Because so many People in different departments are involved in API development, here are some (but not all) components to consider for personnel security training:

●       Developers should learn and apply secure code (I keep meeting developers who have never heard of OWASP).

●       Managers need to provide time for their teams to secure products (one study finds a median code time of 52 minutes a day per developer, with the main cause being ineffectively deployment of the teams).

●       Site Reliability Engineers should find and fix vulns in infrastructure.

●       Product Managers need to add security requirements to products.

●       Security personnel must focus on helping everyone mentioned above (and more!) be successful.

While there are multiple people involved, “…making it everyone’s problem means that no one is responsible for fixing it.” So, assigning security champions and responsible parties is a key component of security strategy.


Perhaps the greatest leverage in Processes is the SDL (or SDLC – depending on whether it’s “lifecycle” or “life cycle”). When written well, the SDL contains numerous processes, procedures, personnel, and other resources, including diagrams, notes, and references to repos. Obviously, a complete reference for all of these, including complete API documentation, would require too much administrative work to maintain.

But, leveraging a well-designed SDL will go a great distance in properly designing one’s AppSec program, including API architectural needs.

One useful diagram to include is something similar to OWASP’s DevSecOps model, which considers a Shift-Left concept.



Is your API service a Monolith or Microservice? Which architectural model - REST, GraphQL, gRPC, or SOAP (even though SOAP is older and considered legacy, it still needs to be secured!) – best fits the design?

API architecture needs to take Interoperability into account. Will it work with other technologies used by the business, customers, and partners? Can it be tested and maintained adequately?

Other Considerations

Privacy and Regulations

GDPR, CPRA, HIPAA, TX-RAMP - the list goes on, and it's getting longer every congressional and parliamentary session. What data (health, top secret, student) is being transferred? Are payments being made that require PCI-DSS-level protections? Is data being transferred over national borders?

These answers may weigh heavily on – or even determine - the choice of architecture used for the API implementation.
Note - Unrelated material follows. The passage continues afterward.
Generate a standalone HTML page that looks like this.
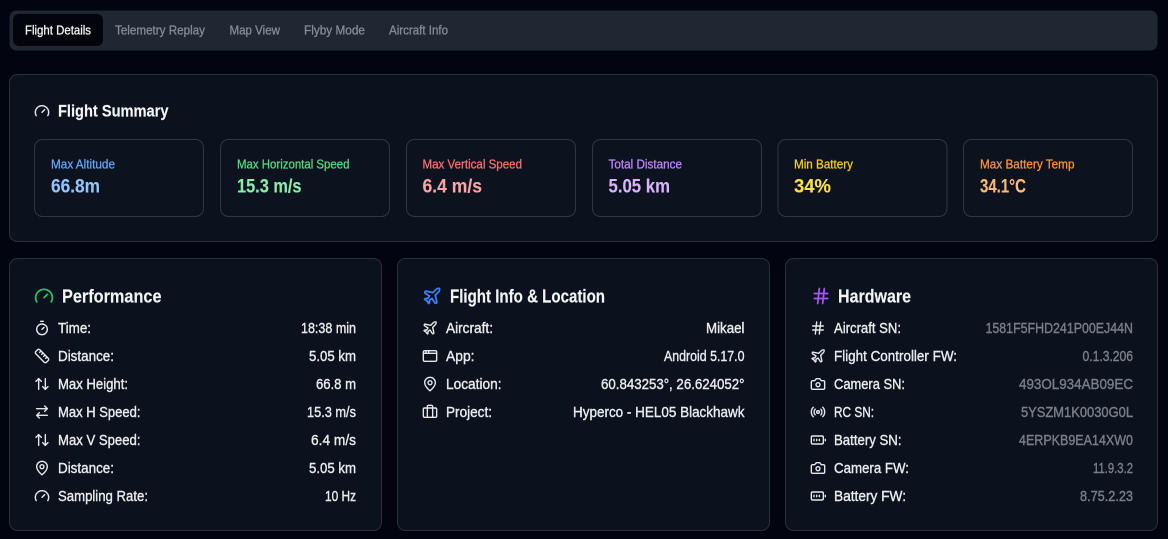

Under the aspect of technical security, here are a few elements to keep in mind - 3 top threats for testing and which need constant vigilance.

Reduce Data Exposure

Minimize what is revealed publicly about the architecture and design. Reveal as little as possible in API calls, F12, packet capture, etc. so that threat actors don't have any more to go on than what's necessary.

Don’t rely on client-side protections and filters, testing to ensure only the right kind of information is displayed in the browser or API calls.

Broken Object Level Authorization

To avoid the ability to access objects by manipulating or enumerating IDs, check access for each and every input and use random and unpredictable unique record identifiers.

Broken User Authentication

Knowing all the authentication flows, using MFA, and implementing throttling, lockouts, and password checks are ways to mitigate attacks such as credential stuffing and using stolen auth tokens to take over accounts.

A Cautionary Tale

In Venmo, transactions are public by design and by default, a factor noted in the company’s Payment activity and Privacy section, though the setting can be made Private. That openness strategy has led to unintended data scraping issues in the past few years as, in the not-too-distant past, someone scraped the private information of 200 million Venmo users.

Ensure that your APIs act as intended, including what data should be displayed according to business needs. Not only should one align API design with business policies, but organizations must be aware of what can be done with what's displayed.

Maturing a security program goes beyond following a checklist by including a look ahead at the potential repercussions (e.g., what can criminals do with what an API shows them?) and planning a response accordingly, which then turns back to potential architecture changes if the risk of the design is greater than the ROI.

APIs are integral to business, making API architecture, design, and security integral to the business. As someone has said, “Do the next thing next, and the next thing will follow.” Check your roadmap, and do the next thing.